6. In order to turn 2 iron atoms into rust, 2 water molecules must be present. -False?
To make 2 molecules of Fe2O3 "rust", six O atoms are needed, along with two iron atoms. That would require three water (H2O) molecules, if there were no other source of oxygen. Therefore the correct answer is False.
http://en.wikipedia.org/wiki/Iron(III)_oxide
The issue is what is meant by rust. In the real world, there are two iron oxides:
FeO and Fe2O3 which are the common oxides for the two common valence forms of the iron molecule.
In common rust, these two oxides and their hydroxides are present, almost half and half, along with trapped water.
So we give "rust" mixture a "formula" (EVEN THOUGH IT IS NOT A CHEMICAL COMPOUND, but a mixture) Rust consists of hydrated iron(III) oxides Fe2O3·nH2O and iron(III) oxide-hydroxide FeO(OH)·Fe(OH)3. Again, the statement is false using this understanding of rust.
This leaves us with the IRONII oxide, FeO, which is quite rare. In that case, the statement is true, but this is not refered to as "rust" by anyone I know.
To determine whether the statement "In order to turn 2 iron atoms into rust, 2 water molecules must be present" is true or false, we need to analyze the chemical reaction of iron corrosion.

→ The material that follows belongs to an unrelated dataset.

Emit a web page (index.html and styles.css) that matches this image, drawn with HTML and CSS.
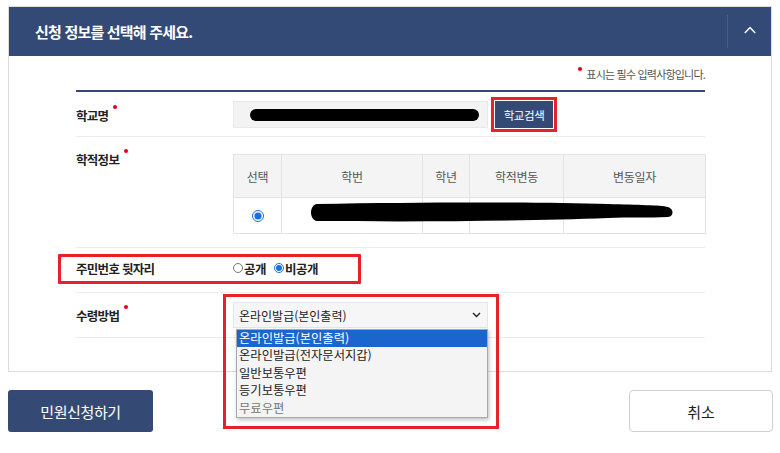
FILE: index.html
```html
<!DOCTYPE html>
<html lang="ko">
<head>
<meta charset="utf-8">
<title>신청 정보</title>
<link rel="stylesheet" href="styles.css">
</head>
<body>
<div class="page">
  <section class="panel">
    <header class="panel-head">
      <h2 class="panel-title">신청 정보를 선택해 주세요.</h2>
      <button class="toggle" type="button" aria-label="접기">
        <svg width="12" height="8" viewBox="0 0 12 8"><polyline points="0.8,7 6,1.6 11.2,7" fill="none" stroke="#fff" stroke-width="1.5"/></svg>
      </button>
    </header>
    <div class="panel-body">
      <p class="req-note"><span class="note-dot"></span>표시는 필수 입력사항입니다.</p>
      <div class="form">
        <div class="row row-school">
          <div class="label">학교명<span class="dot"></span></div>
          <div class="field field-school">
            <div class="text-input"><span class="redact"></span></div>
            <button class="btn-search" type="button">학교검색</button>
          </div>
        </div>
        <div class="row row-record">
          <div class="label label-top">학적정보<span class="dot"></span></div>
          <div class="field table-wrap">
            <table class="record-table">
              <colgroup><col class="c1"><col class="c2"><col class="c3"><col class="c4"><col class="c5"></colgroup>
              <thead>
                <tr><th>선택</th><th>학번</th><th>학년</th><th>학적변동</th><th>변동일자</th></tr>
              </thead>
              <tbody>
                <tr><td><input class="radio-lg" type="radio" name="rec" checked></td><td></td><td></td><td></td><td></td></tr>
              </tbody>
            </table>
            <svg class="redact-table" width="372" height="26" viewBox="0 0 372 26">
              <path d="M9 4 C 120 2, 230 2, 300 4 C 330 5, 352 5, 360 7 C 366 9, 366 16, 360 17 C 340 18, 320 17, 300 18 C 220 21, 120 22, 9 21 C 1 20, 1 5, 9 4 Z" fill="#000"/>
            </svg>
          </div>
        </div>
        <div class="row row-rrn">
          <div class="mark-box">
            <div class="label">주민번호 뒷자리</div>
            <div class="field radios">
              <label class="opt"><input class="radio-sm" type="radio" name="rrn">공개</label>
              <label class="opt"><input class="radio-sm" type="radio" name="rrn" checked>비공개</label>
            </div>
          </div>
        </div>
        <div class="row row-method">
          <div class="label">수령방법<span class="dot"></span></div>
          <div class="field field-select">
            <div class="select">
              <span>온라인발급(본인출력)</span>
              <svg width="9" height="6" viewBox="0 0 9 6"><polyline points="1,1 4.5,4.5 8,1" fill="none" stroke="#222" stroke-width="1.4"/></svg>
            </div>
            <ul class="dropdown">
              <li class="sel">온라인발급(본인출력)</li>
              <li>온라인발급(전자문서지갑)</li>
              <li>일반보통우편</li>
              <li>등기보통우편</li>
              <li class="disabled">무료우편</li>
            </ul>
            <div class="mark-select"></div>
          </div>
        </div>
      </div>
    </div>
  </section>
  <div class="actions">
    <button class="btn-primary" type="button">민원신청하기</button>
    <button class="btn-cancel" type="button">취소</button>
  </div>
</div>
</body>
</html>
```

FILE: styles.css
```css
* { box-sizing: border-box; margin: 0; padding: 0; }
body {
  font-family: "Noto Sans CJK KR", "Noto Sans", sans-serif;
  color: #222;
  background: #fff;
}
.page {
  width: 765px;
  margin-left: 8px;
  padding-top: 6px;
}
.panel {
  width: 764px;
  border: 1px solid #dcdcdc;
}
.panel-head {
  display: flex;
  align-items: center;
  height: 49px;
  background: #344a76;
}
.panel-title {
  flex: 1;
  padding-left: 26px;
  color: #fff;
  font-size: 15px;
  font-weight: 700;
  letter-spacing: -0.8px;
}
.toggle {
  width: 44px;
  height: 33px;
  border: 0;
  border-left: 1px solid #4a5d86;
  background: transparent;
  display: flex;
  align-items: center;
  justify-content: center;
  padding-bottom: 4px;
}
.panel-body {
  padding: 0 66px 33px 67px;
}
.req-note {
  height: 34px;
  display: flex;
  justify-content: flex-end;
  align-items: center;
  padding-top: 1px;
  font-size: 11px;
  color: #555;
  letter-spacing: -0.8px;
}
.note-dot {
  width: 4px;
  height: 4px;
  border-radius: 50%;
  background: #e60012;
  margin-right: 4px;
  align-self: flex-start;
  margin-top: 10px;
}
.form {
  border-top: 2px solid #34496f;
}
.row {
  display: flex;
  align-items: center;
  border-bottom: 1px solid #ececec;
}
.label {
  width: 157px;
  flex: none;
  font-size: 12.5px;
  font-weight: 700;
  color: #222;
  letter-spacing: -0.7px;
  line-height: 18px;
}
.dot {
  display: inline-block;
  width: 4px;
  height: 4px;
  border-radius: 50%;
  background: #e60012;
  margin-left: 5px;
  vertical-align: 12px;
}
.field { flex: 1; }

/* row 1 */
.row-school { padding: 9px 0 8px; }
.field-school {
  display: flex;
  align-items: center;
  gap: 7px;
}
.text-input {
  width: 255px;
  height: 27px;
  background: #f3f3f3;
  border: 1px solid #e9e9e9;
  display: flex;
  align-items: center;
}
.redact {
  display: block;
  margin-left: 16px;
  margin-top: 1px;
  width: 229px;
  height: 12px;
  border-radius: 6px;
  background: #000;
}
.btn-search {
  width: 58px;
  height: 27px;
  border: 0;
  background: #344a74;
  color: #fff;
  font-family: inherit;
  font-size: 11.5px;
  letter-spacing: -0.4px;
  outline: 3px solid #e8202a;
  outline-offset: 1px;
}

/* row 2 */
.row-record {
  align-items: flex-start;
  padding: 17px 0 13px;
}
.label-top { margin-top: -5px; }
.table-wrap { position: relative; }
.record-table {
  width: 472px;
  border-collapse: collapse;
  table-layout: fixed;
  font-size: 12px;
  color: #555;
  letter-spacing: -0.3px;
}
.c1 { width: 48px; }
.c2 { width: 141px; }
.c3 { width: 47px; }
.c4 { width: 94px; }
.c5 { width: 142px; }
.record-table th,
.record-table td {
  border: 1px solid #e3e3e3;
  text-align: center;
  font-weight: 400;
}
.record-table th {
  height: 43px;
  background: #f4f4f4;
}
.record-table td {
  height: 36px;
  background: #fff;
}
.radio-lg {
  width: 12px;
  height: 12px;
  margin: 4px 0 0;
  accent-color: #1a6fe0;
}
.redact-table {
  position: absolute;
  left: 75px;
  top: 46px;
}

/* row 3 */
.row-rrn { padding: 6px 0 8px; }
.mark-box {
  display: flex;
  align-items: center;
  width: 303px;
  height: 30px;
  margin-left: -18px;
  padding-left: 15px;
  border: 3px solid #e8202a;
  border-radius: 1px;
}
.radios {
  display: flex;
  align-items: center;
  gap: 8px;
  font-size: 12.5px;
  font-weight: 700;
  color: #222;
  letter-spacing: -0.5px;
  padding-bottom: 2px;
}
.opt {
  display: flex;
  align-items: center;
}
.radio-sm {
  width: 10px;
  height: 10px;
  margin: 0 1px 0 0;
  accent-color: #1a6fe0;
}

/* row 4 */
.row-method { padding: 9px 0 9px; }
.field-select { position: relative; }
.select {
  width: 255px;
  height: 26px;
  background: #f6f6f6;
  border: 1px solid #e6e6e6;
  display: flex;
  align-items: center;
  justify-content: space-between;
  padding: 0 6px 0 5px;
  font-size: 12px;
  color: #222;
}
.dropdown {
  position: absolute;
  left: 3px;
  top: 27px;
  width: 252px;
  height: 89px;
  list-style: none;
  background: #f4f4f4;
  border: 1px solid #a9a9a9;
  box-shadow: 1px 2px 4px rgba(0, 0, 0, 0.25);
  font-size: 12.3px;
  color: #222;
  z-index: 2;
}
.dropdown li {
  height: 17.4px;
  line-height: 17.4px;
  padding-left: 2px;
}
.dropdown li.sel {
  background: #1b65cf;
  color: #fff;
}
.dropdown li.disabled { color: #777; }
.mark-select {
  position: absolute;
  left: -10px;
  top: -8px;
  width: 276px;
  height: 135px;
  border: 3px solid #e8202a;
  z-index: 3;
}

/* actions */
.actions {
  display: flex;
  justify-content: space-between;
  margin-top: 18px;
}
.btn-primary {
  width: 145px;
  height: 42px;
  border: 0;
  border-radius: 3px;
  background: #344a74;
  color: #fff;
  font-family: inherit;
  font-size: 15px;
  letter-spacing: -0.4px;
}
.btn-cancel {
  width: 144px;
  height: 42px;
  border: 1px solid #cfcfcf;
  border-radius: 4px;
  background: #fff;
  color: #222;
  font-family: inherit;
  font-size: 15px;
}
```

Iron corrosion, commonly known as rusting, occurs when iron reacts with oxygen in the presence of water. The reaction can be represented as follows:
4 Fe + 3 O2 + 6 H2O → 4 Fe(OH)3
From the reaction equation, we can see that four iron atoms (4 Fe) combine with three molecules of oxygen (3 O2) and six water molecules (6 H2O) to produce four molecules of iron(III) hydroxide (4 Fe(OH)3), which is commonly known as rust.
Therefore, the correct statement would be: "In order to turn 4 iron atoms into rust, 6 water molecules must be present." Consequently, the given statement "2 iron atoms into rust, 2 water molecules must be present" is false.